Red flags in an offer

A few patterns should slow you down. A payout too good for the flow — an SOI or CPL paying like a sale — is usually bait; expect brutal approval-rate filtering. Vague or hidden KPIs ("we'll approve quality leads" with no defined threshold) mean the advertiser can reject at will. A very long or unspecified hold signals cash-flow risk. Shaving signals — your tracker consistently shows more conversions than the network, or CR drops sharply versus the same offer elsewhere — deserve investigation, but rule out a broken postback first: with modern privacy changes, a gap between tracker and network is often a tracking artifact, not deliberate shaving. Thin support (no creatives, no prelander, no landing notes) often correlates with a low-effort or short-lived offer.

FAQ

What's the difference between SOI and DOI, and which should a beginner run?

SOI pays when the user completes one action, like submitting an email. DOI requires a second confirmation step — usually clicking a link in a confirmation email. Beginners on cheap or cold traffic usually start with SOI because it converts more easily; DOI pays more but loses leads at the confirmation step.

How do I know if an offer is profitable before spending money?

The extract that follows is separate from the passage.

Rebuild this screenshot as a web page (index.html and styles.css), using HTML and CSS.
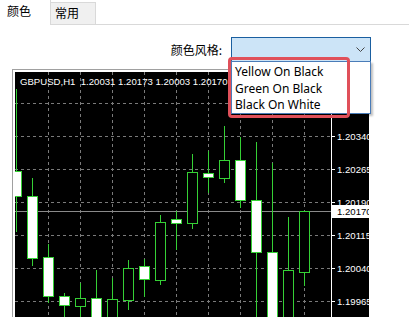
FILE: index.html
```html
<!DOCTYPE html>
<html lang="zh-CN">
<head>
    <meta charset="UTF-8">
    <title>颜色</title>
    <link rel="stylesheet" href="styles.css">
</head>
<body>
    <div class="tabs">
        <div class="tab active">颜色</div>
        <div class="tab">常用</div>
    </div>

    <div class="style-row">
        <label class="style-label">颜色风格:</label>
        <div class="combo">
            <svg class="chevron" width="9" height="5" viewBox="0 0 9 5">
                <polyline points="0.5,0.5 4.5,4.5 8.5,0.5" fill="none" stroke="#444" stroke-width="1"/>
            </svg>
        </div>
    </div>

    <div class="chart">
        <svg id="chart" width="354" height="246" viewBox="15 71 354 246">
            <rect x="15" y="71" width="354" height="246" fill="#000"/>
            <g id="grid" stroke="#7a7a7a" stroke-dasharray="3 3"></g>
            <line x1="15" y1="210.5" x2="331" y2="210.5" stroke="#8a8a8a"/>
            <g id="candles"></g>
            <line x1="331.5" y1="71" x2="331.5" y2="317" stroke="#fff"/>
            <g id="axis" class="axis-text"></g>
            <text class="symbol" x="20" y="84">GBPUSD,H1&#160; 1.20031 1.20173 1.20003 1.20170</text>
        </svg>
    </div>

    <ul class="combo-list">
        <li>Yellow On Black</li>
        <li>Green On Black</li>
        <li>Black On White</li>
    </ul>
    <div class="highlight"></div>

    <script>
        // chart drawing
        const NS = "http://www.w3.org/2000/svg";

        function el(name, attrs, parent) {
            const node = document.createElementNS(NS, name);
            for (const k in attrs) node.setAttribute(k, attrs[k]);
            parent.appendChild(node);
            return node;
        }

        const grid = document.getElementById("grid");
        for (let y = 102; y <= 300; y += 33) {
            el("line", { x1: 15, y1: y + 0.5, x2: 331, y2: y + 0.5 }, grid);
        }
        for (let x = 48; x <= 304; x += 32) {
            el("line", { x1: x + 0.5, y1: 71, x2: x + 0.5, y2: 317 }, grid);
        }

        // x, wick top, body top, body bottom, wick bottom, filled
        const candles = [
            [16, 88, 170, 195, 231, true],
            [32, 177, 195, 257, 265, true],
            [48, 243, 256, 295, 302, true],
            [64, 292, 295, 304, 330, true],
            [80, 282, 297, 305, 330, false],
            [96, 269, 297, 330, 330, true],
            [112, 277, 298, 330, 330, false],
            [128, 259, 267, 299, 309, false],
            [144, 258, 265, 278, 296, true],
            [160, 214, 221, 279, 284, false],
            [176, 210, 218, 222, 249, true],
            [192, 153, 171, 222, 228, false],
            [208, 150, 172, 176, 192, true],
            [224, 125, 159, 177, 182, false],
            [240, 136, 159, 199, 207, true],
            [256, 141, 199, 251, 330, true],
            [272, 162, 251, 330, 330, true],
            [288, 216, 269, 330, 330, false],
            [304, 210, 210, 271, 285, false]
        ];

        const layer = document.getElementById("candles");
        candles.forEach(function (c) {
            el("line", { x1: c[0] + 0.5, y1: c[1], x2: c[0] + 0.5, y2: c[4], stroke: "#35d035" }, layer);
            el("rect", {
                x: c[0] - 4.5, y: c[2] + 0.5, width: 10, height: c[3] - c[2],
                fill: c[5] ? "#fff" : "#000", stroke: "#35d035"
            }, layer);
        });

        const axis = document.getElementById("axis");
        const prices = [["1.20340", 135], ["1.20265", 168], ["1.20190", 201],
                        ["1.20115", 234], ["1.20040", 267], ["1.19965", 300]];
        prices.forEach(function (p) {
            el("line", { x1: 332, y1: p[1] + 0.5, x2: 335, y2: p[1] + 0.5, stroke: "#fff" }, axis);
            el("text", { x: 337, y: p[1] + 4 }, axis).textContent = p[0];
        });
        el("rect", { x: 332, y: 204, width: 37, height: 13, fill: "#fff" }, axis);
        el("text", { x: 337, y: 214, fill: "#000" }, axis).textContent = "1.20170";
    </script>
</body>
</html>
```

FILE: styles.css
```css
body {
    margin: 0;
    height: 317px;
    overflow: hidden;
    background-color: #fff;
    font-family: "Noto Sans", "Noto Sans CJK SC", sans-serif;
    font-size: 12px;
    color: #000;
}

.tabs {
    display: flex;
    align-items: flex-end;
    height: 24px;
    border-bottom: 1px solid #d9d9d9;
}

.tab {
    box-sizing: border-box;
    height: 22px;
    width: 45px;
    padding-left: 4px;
    line-height: 22px;
    background-color: #f0f0f0;
    border-top: 1px solid #d9d9d9;
    border-right: 1px solid #d9d9d9;
}

.tab.active {
    height: 25px;
    width: 51px;
    margin-bottom: -1px;
    padding-left: 7px;
    line-height: 23px;
    background-color: #fff;
    border-top: none;
}

.style-row {
    display: flex;
    justify-content: flex-end;
    align-items: center;
    gap: 9px;
    padding: 12px 38px 0 0;
}

.style-label {
    font-family: "Noto Sans CJK SC", sans-serif;
    font-size: 12px;
}

.combo {
    box-sizing: border-box;
    width: 140px;
    height: 25px;
    display: flex;
    justify-content: flex-end;
    align-items: center;
    padding-right: 5px;
    background-color: #cce4f7;
    border: 1px solid #1a5fa0;
}

.chevron {
    display: block;
}

.chart {
    margin: 7px 0 0 12px;
    padding: 2px 0 0 2px;
    border-left: 1px solid #a0a0a0;
    border-top: 1px solid #a0a0a0;
    width: 354px;
}

#chart {
    display: block;
}

.symbol,
.axis-text text {
    font-family: "Liberation Sans", sans-serif;
    font-size: 9.6px;
    fill: #fff;
}

.axis-text text[fill="#000"] {
    fill: #000;
}

.combo-list {
    position: absolute;
    left: 231px;
    top: 61px;
    box-sizing: border-box;
    width: 140px;
    height: 53px;
    margin: 0;
    padding: 2px 0 0 3px;
    list-style: none;
    background-color: #fff;
    border: 1px solid #4a7cb8;
    box-shadow: 2px 2px 2px rgba(0, 0, 0, 0.25);
    font-size: 12px;
    line-height: 16.7px;
}

.highlight {
    position: absolute;
    left: 228px;
    top: 57px;
    box-sizing: border-box;
    width: 122px;
    height: 61px;
    border: 3px solid #e0505a;
    border-radius: 4px;
}
```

Estimate EPC as payout × expected conversion rate, multiply by the offer's approval rate for a realistic figure, and compare it to your traffic source's CPC. If adjusted EPC comfortably beats CPC, it's worth a controlled test of 100–300 clicks per variation before scaling.

Why does the offer have a cap, and should a low cap worry me?

A cap limits how many conversions the advertiser accepts per day or month, usually to control budget or quality. A tight hard cap limits how far you can scale a winner, so ask whether it's soft and whether it lifts once you prove lead quality.

What is a hold or validation period and why does it matter?

It's the window — often 7 to 60 days — the network waits before confirming and paying conversions, to account for refunds, chargebacks and quality checks. You fund ad spend now but get paid later, so long holds strain cash flow even on a profitable campaign.